As this last picture hints, there’s something slightly distasteful, slightly corrupt in the fey, 1940s New York world of writers, artists, ballet dancers, fashion photographers and Fire Island parties that this kind of photography emerged from and which employed Greek imagery, partly in an understandable attempt to avert the intervention of the law, and partly in an attempt to bestow something pure, virile and artistic on something that — frankly — wasn’t. It’s a world too fey and pretentious to be erotic and too timid and neutered to be artistically impressive. As Leddick writes of one of Lynes’ models: ‘Bill Harris was an arbiter of style. During the 1940s and 1980s, when one wanted to do things the right way — clothes, travel, lovers — one called Harris for advice.’

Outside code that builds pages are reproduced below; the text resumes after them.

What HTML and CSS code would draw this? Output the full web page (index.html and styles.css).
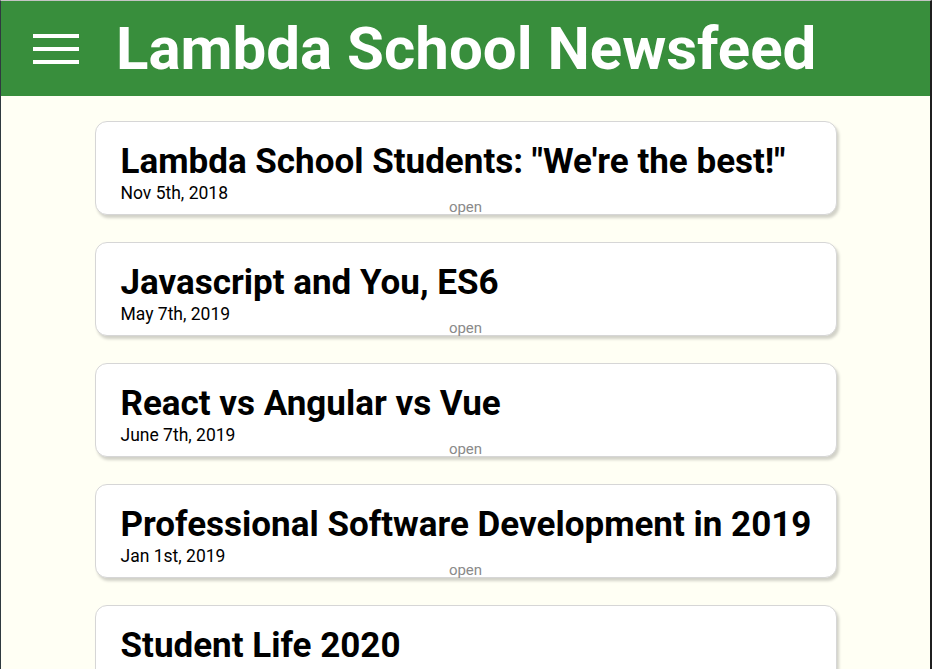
FILE: index.html
```html
<!DOCTYPE html>
<html lang="en">
<head>
<meta charset="utf-8">
<title>Lambda School Newsfeed</title>
<link rel="stylesheet" href="styles.css">
</head>
<body>
<div class="frame">
  <header class="header">
    <div class="menu-button" aria-label="menu">
      <span class="bar"></span>
      <span class="bar"></span>
      <span class="bar"></span>
    </div>
    <h1 class="header-title">Lambda School Newsfeed</h1>
  </header>
  <main class="articles">
    <article class="article">
      <h2 class="article-title">Lambda School Students: "We're the best!"</h2>
      <p class="date">Nov 5th, 2018</p>
      <span class="expand-button">open</span>
    </article>
    <article class="article">
      <h2 class="article-title">Javascript and You, ES6</h2>
      <p class="date">May 7th, 2019</p>
      <span class="expand-button">open</span>
    </article>
    <article class="article">
      <h2 class="article-title">React vs Angular vs Vue</h2>
      <p class="date">June 7th, 2019</p>
      <span class="expand-button">open</span>
    </article>
    <article class="article">
      <h2 class="article-title">Professional Software Development in 2019</h2>
      <p class="date">Jan 1st, 2019</p>
      <span class="expand-button">open</span>
    </article>
    <article class="article">
      <h2 class="article-title">Student Life 2020</h2>
      <p class="date">Jan 1st, 2020</p>
      <span class="expand-button">open</span>
    </article>
  </main>
</div>
</body>
</html>
```

FILE: styles.css
```css
html, body {
  margin: 0;
  padding: 0;
  height: 100%;
  overflow: hidden;
}

body {
  font-family: Roboto, "Noto Sans", Arial, sans-serif;
  background: #fffff4;
}

.frame {
  box-sizing: border-box;
  height: 669px;
  border-top: 1px solid #c4c4c4;
  border-left: 1px solid #2f3a3f;
  border-right: 2px solid #1f1f1f;
  background: #fffff4;
  overflow: hidden;
}

.header {
  display: flex;
  align-items: center;
  height: 95px;
  background: #388e3c;
  color: #fff;
}

.menu-button {
  display: flex;
  flex-direction: column;
  gap: 9px;
  margin-left: 32px;
  margin-right: 37px;
  width: 46px;
}

.bar {
  display: block;
  height: 4px;
  background: #fff;
}

.header-title {
  margin: 0;
  font-size: 60px;
  font-weight: 700;
  line-height: 1;
  letter-spacing: 0;
}

.articles {
  display: flex;
  flex-direction: column;
  align-items: center;
  gap: 27px;
  padding-top: 25px;
}

.article {
  box-sizing: border-box;
  width: 742px;
  height: 94px;
  flex-shrink: 0;
  background: #fff;
  border: 1px solid #d6d6d6;
  border-radius: 12px;
  box-shadow: 2px 3px 3px rgba(0, 0, 0, 0.18);
  padding: 20px 25px 0;
  display: flex;
  flex-direction: column;
}

.article-title {
  margin: 0;
  font-size: 35px;
  font-weight: 700;
  line-height: 40px;
  color: #000;
  white-space: nowrap;
}

.date {
  margin: 3px 0 0;
  font-size: 17.5px;
  line-height: 16px;
  color: #000;
}

.expand-button {
  align-self: center;
  margin-top: -2px;
  font-size: 15px;
  line-height: 16px;
  color: #8a8a8a;
}
```
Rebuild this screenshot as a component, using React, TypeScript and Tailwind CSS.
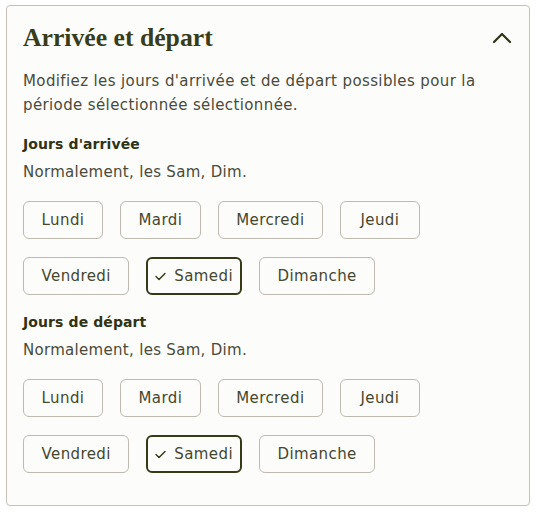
import React from "react";

const days = ["Lundi", "Mardi", "Mercredi", "Jeudi", "Vendredi", "Samedi", "Dimanche"];

function DayButton({ label, selected }: { label: string; selected: boolean }) {
  return (
    <button
      type="button"
      className={
        selected
          ? "h-[38px] px-[7px] rounded-[6px] border-2 border-[#373a16] flex items-center justify-center gap-[8px] text-[15px] tracking-[0.4px] text-[#45472f]"
          : "h-[38px] min-w-[80px] px-[17.5px] rounded-[6px] border border-[#bdbab0] flex items-center justify-center text-[15px] tracking-[0.4px] text-[#45472f]"
      }
    >
      {selected && (
        <svg width="11" height="9" viewBox="0 0 11 9" fill="none">
          <path d="M1 4.6 L4 7.6 L10 1.4" stroke="#373a16" strokeWidth="1.4" strokeLinecap="round" strokeLinejoin="round" />
        </svg>
      )}
      <span>{label}</span>
    </button>
  );
}

function Section({ title }: { title: string }) {
  return (
    <div className="flex flex-col">
      <div className="text-[14px] leading-[24px] font-bold tracking-[0.1px] text-[#2f3316]">{title}</div>
      <div className="mt-[4px] text-[15px] leading-[24px] tracking-[0.3px] text-[#4a4b3a]">Normalement, les Sam, Dim.</div>
      <div className="mt-[17px] flex flex-col gap-[18px]">
        <div className="flex gap-[17px]">
          {days.slice(0, 4).map((d) => (
            <DayButton key={d} label={d} selected={false} />
          ))}
        </div>
        <div className="flex gap-[17px]">
          {days.slice(4).map((d) => (
            <DayButton key={d} label={d} selected={d === "Samedi"} />
          ))}
        </div>
      </div>
    </div>
  );
}

export default function App() {
  return (
    <div className="w-[537px] h-[512px] bg-white pt-[5px] pl-[6px]" style={{ fontFamily: '"DejaVu Sans", sans-serif' }}>
      <div className="w-[524px] h-[501px] rounded-[4px] border border-[#c4c1b6] bg-[#fcfcfa] px-[16px] pt-[17px] pb-[32px]">
        <div className="flex items-center justify-between h-[30px]">
          <h2
            className="text-[25.7px] leading-[30px] font-bold text-[#383c18]"
            style={{ fontFamily: '"Liberation Serif", serif' }}
          >
            Arrivée et départ
          </h2>
          <svg width="20" height="12" viewBox="0 0 20 12" fill="none" className="mr-[1px]">
            <path d="M2 10 L10 2 L18 10" stroke="#2f3316" strokeWidth="2.2" strokeLinecap="round" strokeLinejoin="round" />
          </svg>
        </div>
        <p className="mt-[16px] text-[15px] leading-[24px] tracking-[0.38px] text-[#4a4b3a]">
          Modifiez les jours d'arrivée et de départ possibles pour la
          <br />
          période sélectionnée sélectionnée.
        </p>
        <div className="mt-[15px] flex flex-col gap-[15px]">
          <Section title="Jours d'arrivée" />
          <Section title="Jours de départ" />
        </div>
      </div>
    </div>
  );
}
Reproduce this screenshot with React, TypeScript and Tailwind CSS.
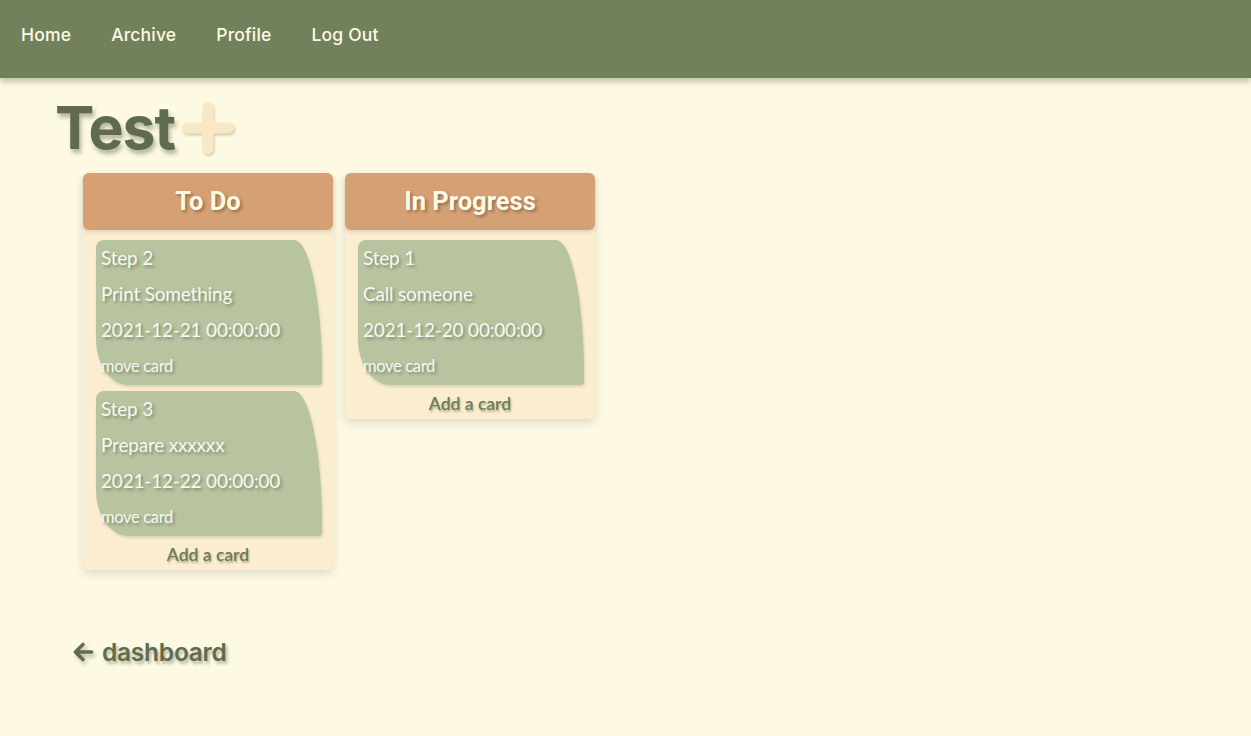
import React from "react";

type Card = { step: string; title: string; date: string };

const columns: { name: string; cards: Card[] }[] = [
  {
    name: "To Do",
    cards: [
      { step: "Step 2", title: "Print Something", date: "2021-12-21 00:00:00" },
      { step: "Step 3", title: "Prepare xxxxxx", date: "2021-12-22 00:00:00" },
    ],
  },
  {
    name: "In Progress",
    cards: [{ step: "Step 1", title: "Call someone", date: "2021-12-20 00:00:00" }],
  },
];

const soft = "[text-shadow:2px_2px_3px_rgba(60,70,40,0.45)]";

function TaskCard({ card }: { card: Card }) {
  return (
    <div className="ml-[13px] mr-[11px] bg-[#b8c3a0] pl-[5px] pb-[1px] rounded-[8px_28px_4px_32px/8px_135px_4px_46px] font-['Lato',sans-serif] text-[#f6f9f3] shadow-[1px_2px_3px_rgba(0,0,0,0.12)]">
      <div className={`text-[19px] leading-[36px] tracking-[-0.01em] ${soft}`}>{card.step}</div>
      <div className={`text-[19px] leading-[36px] tracking-[-0.01em] ${soft}`}>{card.title}</div>
      <div className={`text-[19px] leading-[36px] tracking-[-0.01em] ${soft}`}>{card.date}</div>
      <div className={`text-[16.5px] leading-[36px] tracking-[-0.02em] ${soft}`}>move card</div>
    </div>
  );
}

export default function App() {
  return (
    <div className="min-h-[736px] bg-[#fdf9e3] font-['Inter',sans-serif]">
      <nav className="h-[78px] bg-[#70815b] flex items-center pl-[1px] pb-[8px] shadow-[0_4px_6px_rgba(0,0,0,0.22)]">
        {["Home", "Archive", "Profile", "Log Out"].map((item) => (
          <a key={item} href="#" className="px-[20px] text-[17.5px] font-medium text-[#fdf9e3] tracking-[0.01em]">
            {item}
          </a>
        ))}
      </nav>

      <main className="pl-[55px] pt-[17px]">
        <div className="flex items-center gap-[6px] h-[64px]">
          <h1 className={`text-[59px] font-bold leading-none tracking-[-0.02em] text-[#5f6b4d] [text-shadow:2px_4px_4px_rgba(60,70,40,0.38)]`}>
            Test
          </h1>
          <svg viewBox="0 0 52 52" className="w-[54px] h-[54px] mt-[2px] drop-shadow-[1px_2px_1px_rgba(120,110,60,0.3)]">
            <path d="M26 6v40M6 26h40" stroke="#f8e8c6" strokeWidth="10.5" strokeLinecap="round" fill="none" />
          </svg>
        </div>

        <div className="flex items-start gap-[12px] ml-[28px] mt-[14px]">
          {columns.map((col) => (
            <div key={col.name} className="w-[250px] bg-[#fbedd0] rounded-[6px] shadow-[0_4px_10px_rgba(0,0,0,0.12)]">
              <div className="h-[57px] bg-[#d4a074] rounded-[6px] flex items-center justify-center shadow-[0_2px_4px_rgba(0,0,0,0.12)]">
                <span className={`font-['Roboto',sans-serif] font-bold text-[25.5px] text-[#fdf9e3] [text-shadow:2px_2px_3px_rgba(80,60,30,0.45)]`}>
                  {col.name}
                </span>
              </div>
              <div className="pt-[10px] flex flex-col gap-[6px]">
                {col.cards.map((c) => (
                  <TaskCard key={c.step} card={c} />
                ))}
              </div>
              <div className={`mt-[4px] h-[30px] leading-[30px] text-center font-['Lato',sans-serif] text-[17.5px] font-semibold text-[#6b7d55] [text-shadow:1px_2px_2px_rgba(60,70,40,0.35)]`}>
                Add a card
              </div>
            </div>
          ))}
        </div>

        <a href="#" className="mt-[69px] ml-[15px] flex items-center gap-[6px] w-fit text-[#5f6b4d]">
          <svg viewBox="0 0 24 24" className="w-[26px] h-[26px] drop-shadow-[2px_3px_2px_rgba(60,70,40,0.35)]">
            <path d="M20 12H5M12 5l-7 7 7 7" stroke="#5f6b4d" strokeWidth="3.2" strokeLinecap="round" strokeLinejoin="round" fill="none" />
          </svg>
          <span className="text-[24.5px] font-semibold leading-none tracking-[-0.01em] [text-shadow:2px_3px_3px_rgba(60,70,40,0.35)]">
            dashboard
          </span>
        </a>
      </main>
    </div>
  );
}
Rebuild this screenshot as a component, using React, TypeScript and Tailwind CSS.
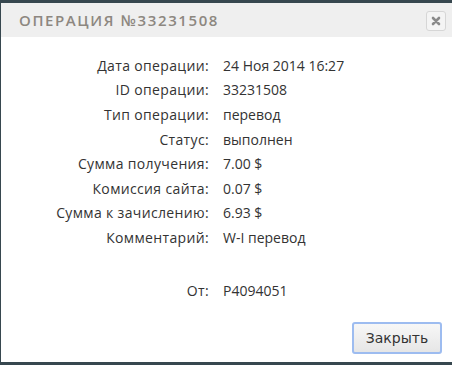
const ROWS: [string, string][] = [
  ["Дата операции:", "24 Ноя 2014 16:27"],
  ["ID операции:", "33231508"],
  ["Тип операции:", "перевод"],
  ["Статус:", "выполнен"],
  ["Сумма получения:", "7.00 $"],
  ["Комиссия сайта:", "0.07 $"],
  ["Сумма к зачислению:", "6.93 $"],
  ["Комментарий:", "W-I перевод"],
];

export default function App() {
  return (
    <div className="w-[452px] h-[365px] bg-[#37474f] pt-[3px] pb-[3px] pl-px overflow-hidden">
      <div className="h-full bg-white flex flex-col font-['Open_Sans',sans-serif]">
        {/* header */}
        <div className="h-[34px] bg-[#efefef] flex items-center justify-between pl-[18px] pr-[6px]">
          <span className="text-[15px] font-semibold tracking-[1.6px] text-[#8d8780] uppercase">
            Операция №33231508
          </span>
          <button className="w-[20px] h-[20px] mt-px rounded-[3px] border border-[#d6d6d6] bg-[#f4f4f4] flex items-center justify-center">
            <svg width="10" height="10" viewBox="0 0 10 10">
              <path d="M2 2L8 8M8 2L2 8" stroke="#8a8a8a" strokeWidth="2.6" strokeLinecap="round" />
            </svg>
          </button>
        </div>

        {/* body */}
        <div className="flex-1 pt-[16px] text-[14px] text-[#333]">
          {ROWS.map(([label, value]) => (
            <div key={label} className="flex h-[24.6px] items-center">
              <div className="w-[208px] text-right tracking-[0.35px]">{label}</div>
              <div className="pl-[14px]">{value}</div>
            </div>
          ))}
          <div className="flex h-[24.6px] items-center mt-[28px]">
            <div className="w-[208px] text-right tracking-[0.35px]">От:</div>
            <div className="pl-[14px]">P4094051</div>
          </div>
        </div>

        {/* footer */}
        <div className="flex justify-end pr-[10px] pb-[8px]">
          <button className="w-[90px] h-[32px] rounded-[3px] border-2 border-[#9dbcf0] bg-gradient-to-b from-[#f7f7f7] to-[#e6e6e6] text-[14px] text-[#333] font-['DejaVu_Sans',sans-serif]">
            Закрыть
          </button>
        </div>
      </div>
    </div>
  );
}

Curiously, in all the tributes to the ‘brave’ pioneers of male nudes there is no mention of the L.A. photographer Bob Mizer, who also used Greek and Roman imagery, but in a way that somehow managed to be erotic and pure, virile and artistic, as well as light-hearted. Of course, Mizer was too crude, he used Californian sunlight instead of overwrought New York studio lighting, he wasn’t a friend of Cadmus, he didn’t move in Cafe Society, and the Manhattan Mommies Boys no doubt disapproved of the rough sailor and Marine models he used, and which most of them probably didn’t have the nerve to pick up themselves.
Moving in Café Society does, however, have it’s perks — you occasionally persuade a celeb, or celeb-to-be to strip for you. A picture of Christopher Isherwood from the 1940s shows him dressing to the left; and one of Yul Brynner from the same era shows both his heads covered — he sports a full mane of hair and a fully un-American foreskin. But best of all by far is a picture of Tennessee Williams lying face down on a bed. We are told that Mr Williams’ possessed a ‘taut swimmers body’.
This may or may not be the case, but judging by the picture, I have to say that that I doubt if Mr Williams’ bum will feature in Twenty First Century history books about the Twentieth Century. It certainly wouldn’t sell much ice-cream.